5 Ekim 2012 Cuma

KOMPAKT GİYDİRME

Farklı sıcaklıktaki iki ortam arasındaki ısı geçişini azaltmak için yapılan işlemlere ısı yalıtımı denir. Bu işlem binalarda; ısı kaybı olan duvarlara (dış duvarlar), çatıya ve tabana ısı yalıtım malzemeleri tatbik edilmesiyle yapılır.


Yapıların dışa yansıyan yüzleri olan cepheler yapının içinde barındırdığı insanlar ile de iletişim kurmasını sağlayan yapı elemanı olarak tanımlanabilir. ‘Bir kimliğin dışa yansıması olarak cephe, maddesel bir sınırdan daha fazla birşeydir. Etrafı çevrili alan, daha ilk anda mekan imgesini yansıtır. Cephe bir iç kuruluşun belirtisidir, toplumsal bir anlam ve içine girilebilirlik belirtir.
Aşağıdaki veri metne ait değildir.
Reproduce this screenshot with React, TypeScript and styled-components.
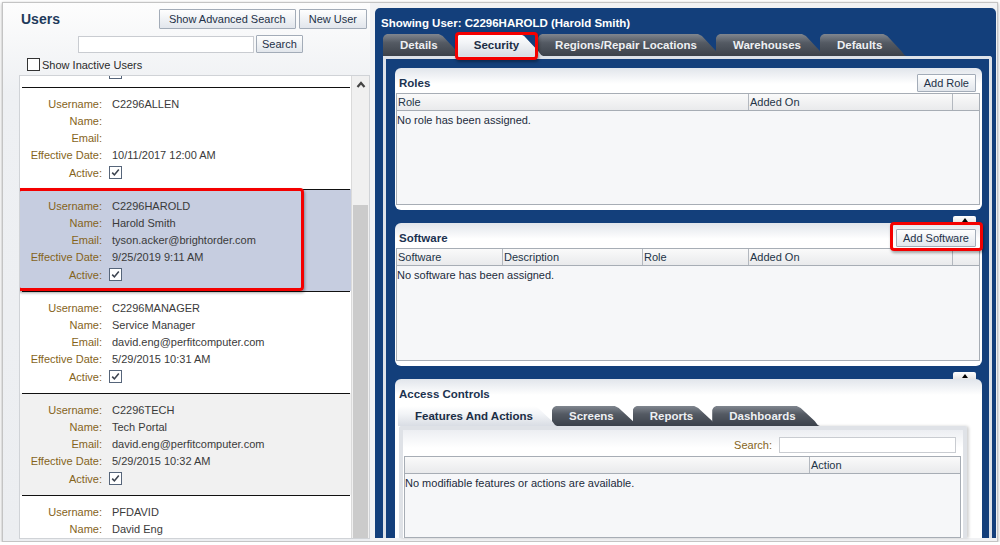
import React from 'react'
import styled, { createGlobalStyle } from 'styled-components'

const Global = createGlobalStyle`
  html, body { margin: 0; padding: 0; background: #fff; }
  body {
    font-family: "Liberation Sans", Arial, sans-serif;
    font-size: 11px;
    color: #2b2b2b;
  }
  * { box-sizing: border-box; }
`

const NAVY = '#133f7b'

const Frame = styled.div`
  width: 996px;
  height: 540px;
  margin: 2px 0 0 2px;
  border: 1px solid #c4c4c4;
  box-shadow: 0 1px 3px rgba(0, 0, 0, 0.35);
  background: #f1f2f4;
  display: flex;
  overflow: hidden;
`

/* ---------- left: users list ---------- */

const LeftPanel = styled.div`
  width: 367px;
  display: flex;
  flex-direction: column;
  padding: 6px 0 2px 16px;
  background: linear-gradient(#fdfdfd, #eef0f3 90px, #eceef1);
`

const Header = styled.div`
  display: flex;
  justify-content: space-between;
  align-items: center;
  height: 20px;
  padding: 0 3px 0 2px;
`

const Title = styled.h1`
  margin: 0;
  font-size: 14px;
  font-weight: bold;
  color: #213a5b;
`

const ButtonGroup = styled.div`
  display: flex;
  gap: 3px;
`

const Button = styled.button<{ $h?: number; $pad?: number }>`
  height: ${p => p.$h ?? 18}px;
  padding: 0 ${p => p.$pad ?? 6}px;
  font-family: inherit;
  font-size: 11px;
  color: #1e3148;
  background: linear-gradient(#fefefe, #e2e6ec);
  border: 1px solid #a3acb8;
  border-radius: 1px;
  white-space: nowrap;
`

const SearchRow = styled.div`
  display: flex;
  align-items: center;
  gap: 2px;
  margin-top: 6px;
  padding-left: 59px;
`

const TextInput = styled.input<{ $w: number; $h: number }>`
  width: ${p => p.$w}px;
  height: ${p => p.$h}px;
  border: 1px solid #c9ccd1;
  background: #fff;
  padding: 0 2px;
  font-family: inherit;
  font-size: 11px;
`

const CheckRow = styled.label`
  display: flex;
  align-items: center;
  gap: 2px;
  margin-top: 5px;
  padding-left: 8px;
  color: #2a2a2a;
`

const Box = styled.span<{ $dark?: boolean }>`
  flex: none;
  display: inline-flex;
  align-items: center;
  justify-content: center;
  width: 13px;
  height: 13px;
  border: 1px solid ${p => (p.$dark ? '#333' : '#56657a')};
  background: #fff;
`

const ListBox = styled.div`
  flex: 1;
  min-height: 0;
  margin-top: 4px;
  border: 1px solid #d0d3d7;
  background: #fff;
  display: flex;
  overflow: hidden;
`

const Items = styled.div`
  flex: 1;
  display: flex;
  flex-direction: column;
`

const Stub = styled.div`
  flex: none;
  display: flex;
  align-items: flex-start;
  height: 11px;
  overflow: hidden;
  padding-left: 89px;
  & > span { margin-top: -10px; }
`

const Item = styled.div<{ $bg: string }>`
  position: relative;
  flex: none;
  height: 102px;
  padding: 0 1px 0 2px;
  background: ${p => p.$bg};
`

const Rule = styled.div`
  height: 1px;
  background: #111;
`

const Fields = styled.div`
  display: grid;
  grid-template-columns: 80px 1fr;
  grid-template-rows: repeat(4, 17px) 19px;
  column-gap: 10px;
  align-items: center;
  padding-top: 7px;
`

const Label = styled.div`
  text-align: right;
  color: #85641b;
`

const Value = styled.div`
  color: #3a3a3a;
  white-space: nowrap;
  & > span { margin-left: -3px; }
`

const ScrollBar = styled.div`
  width: 18px;
  flex: none;
  display: flex;
  flex-direction: column;
  align-items: center;
  padding-top: 5px;
  border-left: 1px solid #dadada;
  background: #f0f0f0;
`

const Thumb = styled.div`
  width: 15px;
  flex: 1;
  margin-top: 117px;
  background: #cbcbcb;
`

const Highlight = styled.div<{ $l: number; $t: number; $w: number; $h: number }>`
  position: absolute;
  left: ${p => p.$l}px;
  top: ${p => p.$t}px;
  width: ${p => p.$w}px;
  height: ${p => p.$h}px;
  border: 3px solid #f40000;
  border-radius: 4px;
  box-shadow: 1px 2px 3px rgba(0, 0, 0, 0.35);
  z-index: 5;
  pointer-events: none;
`

/* ---------- right: user detail ---------- */

const RightPanel = styled.div`
  flex: 1;
  margin: 5px 1px 3px 5px;
  background: ${NAVY};
  border-radius: 5px 5px 0 0;
  display: flex;
  flex-direction: column;
  padding-top: 8px;
  min-width: 0;
`

const Showing = styled.div`
  height: 14px;
  line-height: 14px;
  padding-left: 6px;
  color: #fff;
  font-weight: bold;
  font-size: 11.5px;
`

const TabStrip = styled.div<{ $h: number }>`
  display: flex;
  height: ${p => p.$h}px;
  flex: none;
`

const MainStrip = styled(TabStrip)`
  margin: 4px 0 0 8px;
`

const Tab = styled.div<{ $active?: boolean; $h: number }>`
  position: relative;
  isolation: isolate;
  z-index: ${p => (p.$active ? 2 : 1)};
  height: ${p => p.$h}px;
  line-height: ${p => p.$h + 1}px;
  padding: 0 24px 0 17px;
  margin-left: -5px;
  font-weight: bold;
  font-size: 11.5px;
  white-space: nowrap;
  color: ${p => (p.$active ? '#1b2d45' : '#eef0f3')};
  &:first-child { margin-left: 0; }
  &::before {
    content: '';
    position: absolute;
    inset: 0;
    z-index: -1;
    clip-path: polygon(0 4px, 1px 2px, 2px 1px, 4px 0, calc(100% - 23px) 0, calc(100% - 19px) 2px,
      calc(100% - 5px) calc(100% - 5px), calc(100% - 2px) calc(100% - 1px), 100% 100%, 0 100%);
    background: ${p =>
      p.$active
        ? 'linear-gradient(#ffffff, #f2f4f7 40%, #d9dde4)'
        : 'linear-gradient(#80868f, #545a63 40%, #3c424b)'};
  }
`

const TabBody = styled.div`
  flex: 1;
  min-height: 0;
  margin: 0 4px 0 8px;
  border: 3px solid #dde2e9;
  border-bottom: 0;
  border-radius: 0 3px 0 0;
  background: ${NAVY};
  padding: 9px 7px 0 9px;
  display: flex;
  flex-direction: column;
`

const Panel = styled.section<{ $h?: number }>`
  display: flex;
  flex-direction: column;
  height: ${p => (p.$h ? `${p.$h}px` : 'auto')};
  flex: ${p => (p.$h ? 'none' : 1)};
  min-height: 0;
  padding: 5px 2px ${p => (p.$h ? 5 : 0)}px 1px;
  border-radius: ${p => (p.$h ? '6px' : '6px 6px 0 0')};
  background: linear-gradient(#e1e5eb, #ffffff 16px);
`

const PanelHead = styled.div`
  flex: none;
  display: flex;
  justify-content: space-between;
  align-items: center;
  height: 19px;
  margin-bottom: 1px;
  padding: 0 4px 0 3px;
`

const PanelTitle = styled.h2`
  margin: 0;
  font-size: 11.5px;
  font-weight: bold;
  color: #1c3250;
`

const Anchor = styled.span`
  position: relative;
  display: inline-flex;
`

const Collapse = styled.div`
  flex: none;
  height: 13px;
  display: flex;
  justify-content: flex-end;
  align-items: flex-end;
  padding-right: 6px;
`

const CollapseTab = styled.div`
  width: 23px;
  height: 7px;
  border-radius: 2px 2px 0 0;
  background: linear-gradient(#ffffff, #e6e6e6);
  display: flex;
  justify-content: center;
  align-items: center;
  &::after {
    content: '';
    border-left: 3px solid transparent;
    border-right: 3px solid transparent;
    border-bottom: 4px solid #000;
  }
`

const Table = styled.div`
  flex: 1;
  min-height: 0;
  display: flex;
  flex-direction: column;
  border: 1px solid #a7adb5;
  background: #f6f7f9;
`

const HeadRow = styled.div<{ $cols: string }>`
  flex: none;
  display: grid;
  grid-template-columns: ${p => p.$cols};
  height: 17px;
  border-bottom: 1px solid #a7adb5;
  background: linear-gradient(#fafafa, #e9eaec);
`

const HeadCell = styled.div`
  padding-left: 1px;
  line-height: 16px;
  color: #233447;
  border-right: 1px solid #b3b8bf;
  &:last-child { border-right: 0; }
`

const EmptyText = styled.div`
  padding-top: 2px;
  line-height: 14px;
  color: #1c2b3c;
`

const SubStrip = styled(TabStrip)`
  margin: 2px 0 0 2px;
`

const SubBody = styled.div`
  flex: 1;
  min-height: 0;
  margin: 0 13px 0 3px;
  border: 4px solid #dfe2e7;
  border-bottom: 0;
  border-radius: 3px 3px 0 0;
  box-shadow: 2px 0 3px rgba(0, 0, 0, 0.18);
  background: linear-gradient(#eceef2, #ffffff 18px);
  padding: 6px 2px 0 1px;
  display: flex;
  flex-direction: column;
`

const FilterRow = styled.div`
  flex: none;
  display: flex;
  justify-content: flex-end;
  align-items: center;
  gap: 7px;
  height: 17px;
  margin-bottom: 3px;
  padding-right: 5px;
  color: #85641b;
`

const Tick = () => (
  <svg width="9" height="9" viewBox="0 0 9 9">
    <path d="M1.2 4.6 L3.4 6.9 L7.8 1.6" fill="none" stroke="#3d4450" strokeWidth="1.6" />
  </svg>
)

const Check = ({ on = true }: { on?: boolean }) => <Box>{on && <Tick />}</Box>

type User = {
  username: string
  name: string
  email?: string
  date?: string
  bg: string
  marked?: boolean
}

const users: User[] = [
  { username: 'C2296ALLEN', name: '', email: '', date: '10/11/2017 12:00 AM', bg: '#ffffff' },
  {
    username: 'C2296HAROLD',
    name: 'Harold Smith',
    email: 'tyson.acker@brightorder.com',
    date: '9/25/2019 9:11 AM',
    bg: '#c6cde0',
    marked: true,
  },
  {
    username: 'C2296MANAGER',
    name: 'Service Manager',
    email: 'david.eng@perfitcomputer.com',
    date: '5/29/2015 10:31 AM',
    bg: '#ffffff',
  },
  {
    username: 'C2296TECH',
    name: 'Tech Portal',
    email: 'david.eng@perfitcomputer.com',
    date: '5/29/2015 10:32 AM',
    bg: '#f1f1f1',
  },
  // last row is scrolled half out of view: only its first two fields show
  { username: 'PFDAVID', name: 'David Eng', bg: '#ffffff' },
]

const UserItem = ({ u }: { u: User }) => (
  <Item $bg={u.bg}>
    <Rule />
    <Fields>
      <Label>Username:</Label>
      <Value>{u.username}</Value>
      <Label>Name:</Label>
      <Value>{u.name}</Value>
      {u.date !== undefined && (
        <>
          <Label>Email:</Label>
          <Value>{u.email}</Value>
          <Label>Effective Date:</Label>
          <Value>{u.date}</Value>
          <Label>Active:</Label>
          <Value><Check /></Value>
        </>
      )}
    </Fields>
    {u.marked && <Highlight $l={-3} $t={-1} $w={287} $h={103} />}
  </Item>
)

const mainTabs = ['Details', 'Security', 'Regions/Repair Locations', 'Warehouses', 'Defaults']
const accessTabs = ['Features And Actions', 'Screens', 'Reports', 'Dashboards']

export default function App() {
  return (
    <>
      <Global />
      <Frame>
        <LeftPanel>
          <Header>
            <Title>Users</Title>
            <ButtonGroup>
              <Button $h={20} $pad={9}>Show Advanced Search</Button>
              <Button $h={20} $pad={9}>New User</Button>
            </ButtonGroup>
          </Header>
          <SearchRow>
            <TextInput $w={176} $h={17} />
            <Button $h={18} $pad={5}>Search</Button>
          </SearchRow>
          <CheckRow>
            <Box $dark />
            Show Inactive Users
          </CheckRow>
          <ListBox>
            <Items>
              <Stub><Check /></Stub>
              {users.map(u => <UserItem key={u.username} u={u} />)}
            </Items>
            <ScrollBar>
              <svg width="10" height="7" viewBox="0 0 10 7">
                <path d="M1.5 6 L5 2 L8.5 6" fill="none" stroke="#444" strokeWidth="2.2" />
              </svg>
              <Thumb />
            </ScrollBar>
          </ListBox>
        </LeftPanel>

        <RightPanel>
          <Showing>Showing User: C2296HAROLD (Harold Smith)</Showing>
          <MainStrip $h={22}>
            {mainTabs.map(t => (
              <Tab key={t} $h={22} $active={t === 'Security'}>
                {t}
                {t === 'Security' && <Highlight $l={-2} $t={-2} $w={83} $h={28} />}
              </Tab>
            ))}
          </MainStrip>
          <TabBody>
            <Panel $h={142}>
              <PanelHead>
                <PanelTitle>Roles</PanelTitle>
                <Button>Add Role</Button>
              </PanelHead>
              <Table>
                <HeadRow $cols="352px 204px 1fr">
                  <HeadCell>Role</HeadCell>
                  <HeadCell>Added On</HeadCell>
                  <HeadCell />
                </HeadRow>
                <EmptyText>No role has been assigned.</EmptyText>
              </Table>
            </Panel>
            <Collapse><CollapseTab /></Collapse>
            <Panel $h={143}>
              <PanelHead>
                <PanelTitle>Software</PanelTitle>
                <Anchor>
                  <Button>Add Software</Button>
                  <Highlight $l={-6} $t={-7} $w={93} $h={29} />
                </Anchor>
              </PanelHead>
              <Table>
                <HeadRow $cols="106px 140px 106px 204px 1fr">
                  <HeadCell>Software</HeadCell>
                  <HeadCell>Description</HeadCell>
                  <HeadCell>Role</HeadCell>
                  <HeadCell>Added On</HeadCell>
                  <HeadCell />
                </HeadRow>
                <EmptyText>No software has been assigned.</EmptyText>
              </Table>
            </Panel>
            <Collapse><CollapseTab /></Collapse>
            <Panel>
              <PanelHead>
                <PanelTitle>Access Controls</PanelTitle>
              </PanelHead>
              <SubStrip $h={20}>
                {accessTabs.map(t => (
                  <Tab key={t} $h={20} $active={t === 'Features And Actions'}>{t}</Tab>
                ))}
              </SubStrip>
              <SubBody>
                <FilterRow>
                  Search:
                  <TextInput $w={177} $h={16} />
                </FilterRow>
                <Table>
                  <HeadRow $cols="405px 1fr">
                    <HeadCell />
                    <HeadCell>Action</HeadCell>
                  </HeadRow>
                  <EmptyText>No modifiable features or actions are available.</EmptyText>
                </Table>
              </SubBody>
            </Panel>
          </TabBody>
        </RightPanel>
      </Frame>
    </>
  )
}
Cephe görünebilir olanın ve görülmeyenin, gizlinin ve saklının bir anlamın korunması ama aynı zamanda bunun belirtilmesidir. Kısacası cepheler iç mekan ile dış mekan arasında bir ara kesit olup her ikisine karşı büyük sorumluluğu olan yapı bileşenleridir. Yapıların kabukları olarak nitelendirebileceğimiz cepheler yapının mimari anlayışı, kullanılan yapı malzemeleri ve strüktür elemanları ile belirlenebilecek bir özelliğe sahiptir. Bu yüzden yapılarda cephe gelişimi yeni teknoloji ve malzemelerin kullanılmaya başlandığı Sanayi Devrimi sonrasında daha da hızlanmıştır. Sanayi Devrimi sonrasında hızla gelişen yeni yapı malzemeleri yapıların taşıyıcı sistemlerinde büyük değişikliklere neden olmuş; taşıyıcılar kolon kiriş, iskelet sistemine dönüşmüş ve cepheler taşıyıcı özelliklerini yitirip, örtücü birer yapı elemanı olmuşlardır.
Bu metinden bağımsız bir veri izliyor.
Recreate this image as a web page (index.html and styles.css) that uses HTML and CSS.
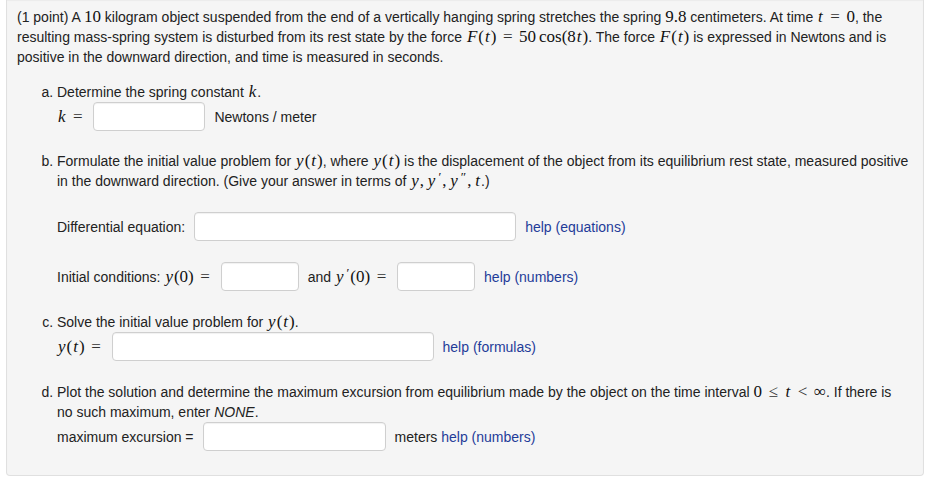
FILE: index.html
```html
<!DOCTYPE html>
<html>
<head>
<meta charset="utf-8">
<link rel="stylesheet" href="styles.css">
</head>
<body>
<div class="well">
  <p class="intro">(1 point) A <span class="m">10</span> kilogram object suspended from the end of a vertically hanging spring stretches the spring <span class="m">9.8</span> centimeters. At time <span class="m"><i>t</i><span class="rel">=</span>0</span>, the resulting mass-spring system is disturbed from its rest state by the force <span class="m"><i>F</i>(<i>t</i>)<span class="rel">=</span>50<span class="fn">cos</span>(8<i>t</i>)</span>. The force <span class="m"><i>F</i>(<i>t</i>)</span> is expressed in Newtons and is positive in the downward direction, and time is measured in seconds.</p>
  <ol class="parts">
    <li class="part part-a">
      <p>Determine the spring constant <span class="m"><i>k</i></span>.</p>
      <div class="row">
        <span class="m"><i>k</i><span class="rel rel-end">=</span></span>
        <input class="ans ans-k" type="text">
        <span>Newtons / meter</span>
      </div>
    </li>
    <li class="part part-b">
      <p>Formulate the initial value problem for <span class="m"><i>y</i>(<i>t</i>)</span>, where <span class="m"><i>y</i>(<i>t</i>)</span> is the displacement of the object from its equilibrium rest state, measured positive in the downward direction. (Give your answer in terms of <span class="m"><i>y</i>,<span class="thin"></span><i>y</i><span class="pr">′</span>,<span class="thin"></span><i>y</i><span class="pr">″</span>,<span class="thin"></span><i>t</i></span>.)</p>
      <div class="row row-gap">
        <span>Differential equation:</span>
        <input class="ans ans-wide" type="text">
        <a href="#">help (equations)</a>
      </div>
      <div class="row row-gap">
        <span>Initial conditions: <span class="m"><i>y</i>(0)<span class="rel rel-end">=</span></span></span>
        <input class="ans ans-s" type="text">
        <span>and <span class="m"><i>y</i><span class="pr">′</span>(0)<span class="rel rel-end">=</span></span></span>
        <input class="ans ans-s" type="text">
        <a href="#">help (numbers)</a>
      </div>
    </li>
    <li class="part part-c">
      <p>Solve the initial value problem for <span class="m"><i>y</i>(<i>t</i>)</span>.</p>
      <div class="row">
        <span class="m"><i>y</i>(<i>t</i>)<span class="rel rel-end">=</span></span>
        <input class="ans ans-wide" type="text">
        <a href="#">help (formulas)</a>
      </div>
    </li>
    <li class="part part-d">
      <p>Plot the solution and determine the maximum excursion from equilibrium made by the object on the time interval <span class="m">0<span class="rel">≤</span><i>t</i><span class="rel">&lt;</span>∞</span>. If there is<br>no such maximum, enter <em>NONE</em>.</p>
      <div class="row">
        <span>maximum excursion =</span>
        <input class="ans ans-m" type="text">
        <span>meters <a href="#">help (numbers)</a></span>
      </div>
    </li>
  </ol>
</div>
</body>
</html>
```

FILE: styles.css
```css
html, body {
  margin: 0;
  padding: 0;
  background: #fff;
}

body {
  font-family: "Liberation Sans", Arial, sans-serif;
  font-size: 14px;
  line-height: 20px;
  color: #222;
}

.well {
  margin: 0 13px 0 6px;
  background: #f5f5f5;
  border: 1px solid #e0e0e0;
  border-top: none;
  border-radius: 0 0 4px 4px;
  padding: 7px 12px 24px 10px;
  box-shadow: inset 0 1px 1px rgba(0, 0, 0, 0.04);
}

p {
  margin: 0;
}

.intro {
  margin-bottom: 15px;
}

.parts {
  margin: 0;
  padding-left: 40px;
  list-style-type: lower-alpha;
}

.part-a { margin-bottom: 20px; }
.part-b { margin-bottom: 21px; }
.part-c { margin-bottom: 21px; }

.row {
  display: flex;
  align-items: center;
  gap: 9px;
  white-space: nowrap;
}

.row-gap {
  margin-top: 21px;
}

.m {
  font-family: "Liberation Serif", "DejaVu Serif", serif;
  font-size: 17px;
  line-height: 1;
  color: #111;
  white-space: nowrap;
}

.m i {
  font-style: italic;
  padding: 0 1px;
}

.fn {
  margin-left: 3px;
}

.rel {
  display: inline-block;
  width: 0.778em;
  text-align: center;
  margin: 0 4.7px;
  color: #333;
}

.rel-end {
  margin-right: 0;
}

.thin {
  display: inline-block;
  width: 2.8px;
}

.pr {
  position: relative;
  top: -5px;
  font-size: 13px;
  margin-left: 2px;
  margin-right: 1px;
}

.ans {
  box-sizing: border-box;
  height: 29px;
  margin: 0;
  padding: 4px 6px;
  background: #fff;
  border: 1px solid #cfcfcf;
  border-radius: 4px;
  box-shadow: inset 0 1px 1px rgba(0, 0, 0, 0.06);
  font-family: inherit;
  font-size: 14px;
}

.ans-k { width: 112px; }
.ans-s { width: 78px; }
.ans-wide { width: 322px; }
.ans-m { width: 183px; }

a {
  color: #1f3c99;
  text-decoration: none;
}

em {
  font-style: italic;
}
```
‘Kutunun parçalanması yaklaşımını ilk kez 1903’te inşa edilen Larkin Binasında uygulanan F.L.Wright’ın bu yapısı, taşıyıcı sistemin duvarlardan ayrılması ve duvarların taşıyıcı olmak yerine bölücü(örtücü) bir kabuk haline gelerek parçalanabilmesi ile mekan kavramında yüzyıllardan beri süregelen, klasik mimarlığını bilimsel olarak kökten değiştirmiştir.